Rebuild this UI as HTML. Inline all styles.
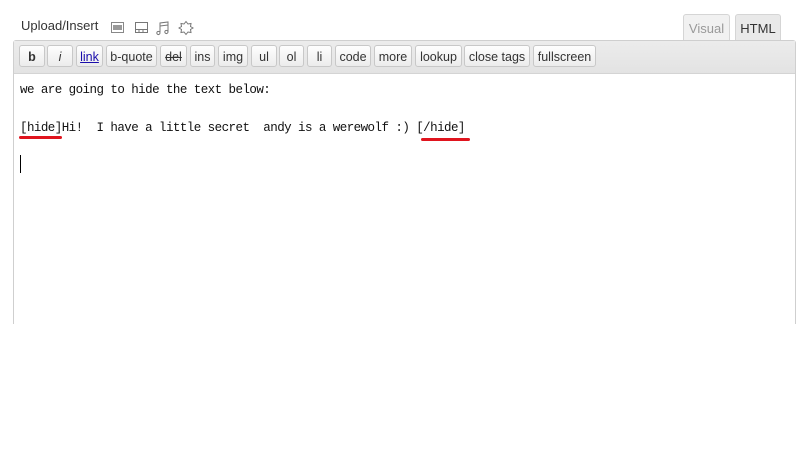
<!DOCTYPE html>
<html><head><style>
body{margin:0;width:804px;height:460px;background:#fff;position:relative;overflow:hidden;font-family:"Liberation Sans",Arial,sans-serif}
.ab{position:absolute}
.btn{position:absolute;top:45px;height:22px;border:1px solid #c8c8c8;border-radius:3px;background:linear-gradient(#fefefe,#ececec);font-size:12.5px;color:#333;text-align:center;line-height:22px;box-sizing:border-box}
.tab{position:absolute;top:14px;height:27px;border:1px solid #d5d5d5;border-bottom:none;border-radius:3px 3px 0 0;font-size:13px;line-height:27px;text-align:center;box-sizing:border-box}
.mono{font-family:"Liberation Mono",monospace;font-size:12.5px;letter-spacing:-0.55px;color:#111;position:absolute;left:20px;white-space:pre}
.ul{position:absolute;height:3px;background:#e0141e;border-radius:2px}
</style></head><body>
<div class="ab" style="left:21px;top:18px;font-size:13px;color:#333">Upload/Insert</div>
<svg class="ab" style="left:108px;top:18px" width="90" height="18" viewBox="0 0 90 18">
<rect x="3.5" y="4.5" width="12" height="10" fill="#fff" stroke="#888"/><rect x="5" y="7" width="9" height="5" fill="#999"/>
<rect x="27.5" y="4.5" width="12" height="10" fill="#fff" stroke="#777"/><line x1="27" y1="11.5" x2="40" y2="11.5" stroke="#777"/><line x1="31" y1="11" x2="31" y2="15" stroke="#777"/><line x1="35" y1="11" x2="35" y2="15" stroke="#777"/>
<path d="M52 15 a1.6 1.6 0 1 1 0-.1 V5 L60 4 V14 M52 8 L60 7 M60 14 a1.6 1.6 0 1 1 0-.1" fill="none" stroke="#777"/>
<path d="M78 3.5 L80 6 83 5.5 82.5 8.5 85 10 82.5 11.5 83 14.5 80 14 78 16.5 76 14 73 14.5 73.5 11.5 71 10 73.5 8.5 73 5.5 76 6Z" fill="#fff" stroke="#777"/>
</svg>
<div class="tab" style="left:683px;width:47px;background:#f1f1f1;color:#999">Visual</div>
<div class="tab" style="left:735px;width:46px;background:#e9e9e9;color:#333">HTML</div>
<div class="ab" style="left:13px;top:40px;width:783px;height:284px;border:1px solid #cfcfcf;border-bottom:none;box-sizing:border-box;border-radius:3px 3px 0 0;background:#fff"></div>
<div class="ab" style="left:14px;top:41px;width:781px;height:32px;background:linear-gradient(#ececec,#e3e3e3);border-bottom:1px solid #d4d4d4"></div>
<div class="btn" style="left:19px;width:26px;font-weight:bold">b</div>
<div class="btn" style="left:47px;width:26px;font-style:italic">i</div>
<div class="btn" style="left:76px;width:27px;text-decoration:underline;color:#1a0dab">link</div>
<div class="btn" style="left:106px;width:51px">b-quote</div>
<div class="btn" style="left:160px;width:27px;text-decoration:line-through">del</div>
<div class="btn" style="left:190px;width:25px">ins</div>
<div class="btn" style="left:218px;width:30px">img</div>
<div class="btn" style="left:251px;width:26px">ul</div>
<div class="btn" style="left:279px;width:25px">ol</div>
<div class="btn" style="left:307px;width:25px">li</div>
<div class="btn" style="left:335px;width:36px">code</div>
<div class="btn" style="left:374px;width:38px">more</div>
<div class="btn" style="left:415px;width:47px">lookup</div>
<div class="btn" style="left:464px;width:66px">close tags</div>
<div class="btn" style="left:533px;width:63px">fullscreen</div>
<div class="mono" style="top:83px">we are going to hide the text below:</div>
<div class="mono" style="top:121px">[hide]Hi!  I have a little secret  andy is a werewolf :) [/hide]</div>
<div class="ul" style="left:19px;top:136px;width:43px"></div>
<div class="ul" style="left:421px;top:138px;width:49px"></div>
<div class="ab" style="left:20px;top:155px;width:1px;height:18px;background:#000"></div>
</body></html>
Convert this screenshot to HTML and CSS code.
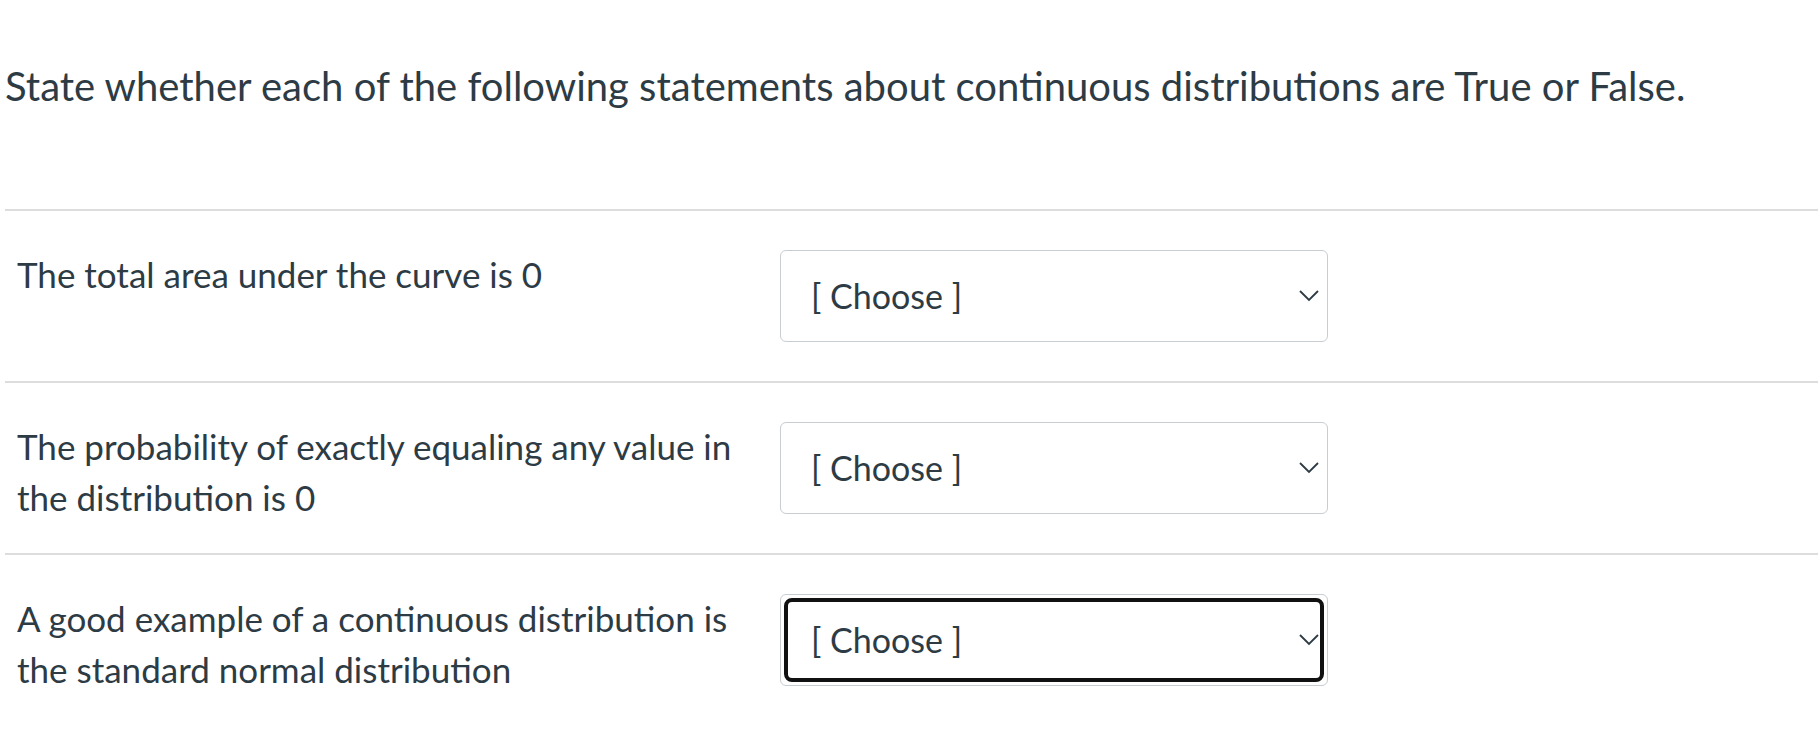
FILE: index.html
```html
<!DOCTYPE html>
<html lang="en">
<head>
<meta charset="utf-8">
<title>Quiz question</title>
<link rel="stylesheet" href="styles.css">
</head>
<body>
<div class="question">
  <p class="prompt">State whether each of the following statements about continuous distributions are True or False.</p>
  <div class="answers">
    <div class="row">
      <div class="label">The total area under the curve is 0</div>
      <div class="select">
        <div class="select-inner">
          <span class="value">[ Choose ]</span>
          <svg class="chev" width="20" height="12" viewBox="0 0 20 12"><path d="M1 1 L10 10 L19 1" fill="none" stroke="#2D3B45" stroke-width="1.8"/></svg>
        </div>
      </div>
    </div>
    <div class="row">
      <div class="label">The probability of exactly equaling any value in the distribution is 0</div>
      <div class="select">
        <div class="select-inner">
          <span class="value">[ Choose ]</span>
          <svg class="chev" width="20" height="12" viewBox="0 0 20 12"><path d="M1 1 L10 10 L19 1" fill="none" stroke="#2D3B45" stroke-width="1.8"/></svg>
        </div>
      </div>
    </div>
    <div class="row">
      <div class="label">A good example of a continuous distribution is the standard normal distribution</div>
      <div class="select">
        <div class="select-inner focused">
          <span class="value">[ Choose ]</span>
          <svg class="chev" width="20" height="12" viewBox="0 0 20 12"><path d="M1 1 L10 10 L19 1" fill="none" stroke="#2D3B45" stroke-width="1.8"/></svg>
        </div>
      </div>
    </div>
  </div>
</div>
</body>
</html>
```
FILE: styles.css
```css
html, body {
  margin: 0;
  padding: 0;
  background: #ffffff;
}

body {
  font-family: Lato, "Open Sans", "Liberation Sans", sans-serif;
  color: #2D3B45;
}

.question {
  padding-left: 5px;
}

.prompt {
  margin: 0;
  padding-top: 56px;
  font-size: 40px;
  line-height: 60px;
  height: 209px;
  box-sizing: border-box;
}

.answers {
  display: flex;
  flex-direction: column;
}

.row {
  display: flex;
  align-items: flex-start;
  border-top: 2px solid #dddddd;
  padding: 34px 0 30px 12px;
  min-height: 172px;
  box-sizing: border-box;
}

.label {
  width: 740px;
  flex: none;
  margin-right: 23px;
  padding-top: 4px;
  font-size: 35px;
  line-height: 51px;
}

.select {
  width: 548px;
  height: 92px;
  margin-top: 5px;
  box-sizing: border-box;
  border: 1px solid #C7CDD1;
  border-radius: 6px;
  padding: 3px;
  flex: none;
}

.select-inner {
  height: 100%;
  box-sizing: border-box;
  border: 4px solid transparent;
  border-radius: 8px;
  display: flex;
  align-items: center;
  justify-content: space-between;
  padding: 0 1px 0 23px;
}

.select-inner.focused {
  border-color: #111111;
}

.value {
  font-size: 34px;
  line-height: 42px;
}

.chev {
  display: block;
  flex: none;
}
```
***
Aim: Print every entry exactly as written, without the pictures.

The result:
Rebuild this UI as HTML. Inline all styles.
<!DOCTYPE html>
<html><head><style>
body{margin:0;width:804px;height:460px;background:#fff;position:relative;overflow:hidden;font-family:"Liberation Sans",Arial,sans-serif}
.ab{position:absolute}
.btn{position:absolute;top:45px;height:22px;border:1px solid #c8c8c8;border-radius:3px;background:linear-gradient(#fefefe,#ececec);font-size:12.5px;color:#333;text-align:center;line-height:22px;box-sizing:border-box}
.tab{position:absolute;top:14px;height:27px;border:1px solid #d5d5d5;border-bottom:none;border-radius:3px 3px 0 0;font-size:13px;line-height:27px;text-align:center;box-sizing:border-box}
.mono{font-family:"Liberation Mono",monospace;font-size:12.5px;letter-spacing:-0.55px;color:#111;position:absolute;left:20px;white-space:pre}
.ul{position:absolute;height:3px;background:#e0141e;border-radius:2px}
</style></head><body>
<div class="ab" style="left:21px;top:18px;font-size:13px;color:#333">Upload/Insert</div>
<svg class="ab" style="left:108px;top:18px" width="90" height="18" viewBox="0 0 90 18">
<rect x="3.5" y="4.5" width="12" height="10" fill="#fff" stroke="#888"/><rect x="5" y="7" width="9" height="5" fill="#999"/>
<rect x="27.5" y="4.5" width="12" height="10" fill="#fff" stroke="#777"/><line x1="27" y1="11.5" x2="40" y2="11.5" stroke="#777"/><line x1="31" y1="11" x2="31" y2="15" stroke="#777"/><line x1="35" y1="11" x2="35" y2="15" stroke="#777"/>
<path d="M52 15 a1.6 1.6 0 1 1 0-.1 V5 L60 4 V14 M52 8 L60 7 M60 14 a1.6 1.6 0 1 1 0-.1" fill="none" stroke="#777"/>
<path d="M78 3.5 L80 6 83 5.5 82.5 8.5 85 10 82.5 11.5 83 14.5 80 14 78 16.5 76 14 73 14.5 73.5 11.5 71 10 73.5 8.5 73 5.5 76 6Z" fill="#fff" stroke="#777"/>
</svg>
<div class="tab" style="left:683px;width:47px;background:#f1f1f1;color:#999">Visual</div>
<div class="tab" style="left:735px;width:46px;background:#e9e9e9;color:#333">HTML</div>
<div class="ab" style="left:13px;top:40px;width:783px;height:284px;border:1px solid #cfcfcf;border-bottom:none;box-sizing:border-box;border-radius:3px 3px 0 0;background:#fff"></div>
<div class="ab" style="left:14px;top:41px;width:781px;height:32px;background:linear-gradient(#ececec,#e3e3e3);border-bottom:1px solid #d4d4d4"></div>
<div class="btn" style="left:19px;width:26px;font-weight:bold">b</div>
<div class="btn" style="left:47px;width:26px;font-style:italic">i</div>
<div class="btn" style="left:76px;width:27px;text-decoration:underline;color:#1a0dab">link</div>
<div class="btn" style="left:106px;width:51px">b-quote</div>
<div class="btn" style="left:160px;width:27px;text-decoration:line-through">del</div>
<div class="btn" style="left:190px;width:25px">ins</div>
<div class="btn" style="left:218px;width:30px">img</div>
<div class="btn" style="left:251px;width:26px">ul</div>
<div class="btn" style="left:279px;width:25px">ol</div>
<div class="btn" style="left:307px;width:25px">li</div>
<div class="btn" style="left:335px;width:36px">code</div>
<div class="btn" style="left:374px;width:38px">more</div>
<div class="btn" style="left:415px;width:47px">lookup</div>
<div class="btn" style="left:464px;width:66px">close tags</div>
<div class="btn" style="left:533px;width:63px">fullscreen</div>
<div class="mono" style="top:83px">we are going to hide the text below:</div>
<div class="mono" style="top:121px">[hide]Hi!  I have a little secret  andy is a werewolf :) [/hide]</div>
<div class="ul" style="left:19px;top:136px;width:43px"></div>
<div class="ul" style="left:421px;top:138px;width:49px"></div>
<div class="ab" style="left:20px;top:155px;width:1px;height:18px;background:#000"></div>
</body></html>
Convert this screenshot to HTML and CSS code.
FILE: index.html
```html
<!DOCTYPE html>
<html lang="en">
<head>
<meta charset="utf-8">
<title>Quiz question</title>
<link rel="stylesheet" href="styles.css">
</head>
<body>
<div class="question">
  <p class="prompt">State whether each of the following statements about continuous distributions are True or False.</p>
  <div class="answers">
    <div class="row">
      <div class="label">The total area under the curve is 0</div>
      <div class="select">
        <div class="select-inner">
          <span class="value">[ Choose ]</span>
          <svg class="chev" width="20" height="12" viewBox="0 0 20 12"><path d="M1 1 L10 10 L19 1" fill="none" stroke="#2D3B45" stroke-width="1.8"/></svg>
        </div>
      </div>
    </div>
    <div class="row">
      <div class="label">The probability of exactly equaling any value in the distribution is 0</div>
      <div class="select">
        <div class="select-inner">
          <span class="value">[ Choose ]</span>
          <svg class="chev" width="20" height="12" viewBox="0 0 20 12"><path d="M1 1 L10 10 L19 1" fill="none" stroke="#2D3B45" stroke-width="1.8"/></svg>
        </div>
      </div>
    </div>
    <div class="row">
      <div class="label">A good example of a continuous distribution is the standard normal distribution</div>
      <div class="select">
        <div class="select-inner focused">
          <span class="value">[ Choose ]</span>
          <svg class="chev" width="20" height="12" viewBox="0 0 20 12"><path d="M1 1 L10 10 L19 1" fill="none" stroke="#2D3B45" stroke-width="1.8"/></svg>
        </div>
      </div>
    </div>
  </div>
</div>
</body>
</html>
```
FILE: styles.css
```css
html, body {
  margin: 0;
  padding: 0;
  background: #ffffff;
}

body {
  font-family: Lato, "Open Sans", "Liberation Sans", sans-serif;
  color: #2D3B45;
}

.question {
  padding-left: 5px;
}

.prompt {
  margin: 0;
  padding-top: 56px;
  font-size: 40px;
  line-height: 60px;
  height: 209px;
  box-sizing: border-box;
}

.answers {
  display: flex;
  flex-direction: column;
}

.row {
  display: flex;
  align-items: flex-start;
  border-top: 2px solid #dddddd;
  padding: 34px 0 30px 12px;
  min-height: 172px;
  box-sizing: border-box;
}

.label {
  width: 740px;
  flex: none;
  margin-right: 23px;
  padding-top: 4px;
  font-size: 35px;
  line-height: 51px;
}

.select {
  width: 548px;
  height: 92px;
  margin-top: 5px;
  box-sizing: border-box;
  border: 1px solid #C7CDD1;
  border-radius: 6px;
  padding: 3px;
  flex: none;
}

.select-inner {
  height: 100%;
  box-sizing: border-box;
  border: 4px solid transparent;
  border-radius: 8px;
  display: flex;
  align-items: center;
  justify-content: space-between;
  padding: 0 1px 0 23px;
}

.select-inner.focused {
  border-color: #111111;
}

.value {
  font-size: 34px;
  line-height: 42px;
}

.chev {
  display: block;
  flex: none;
}
```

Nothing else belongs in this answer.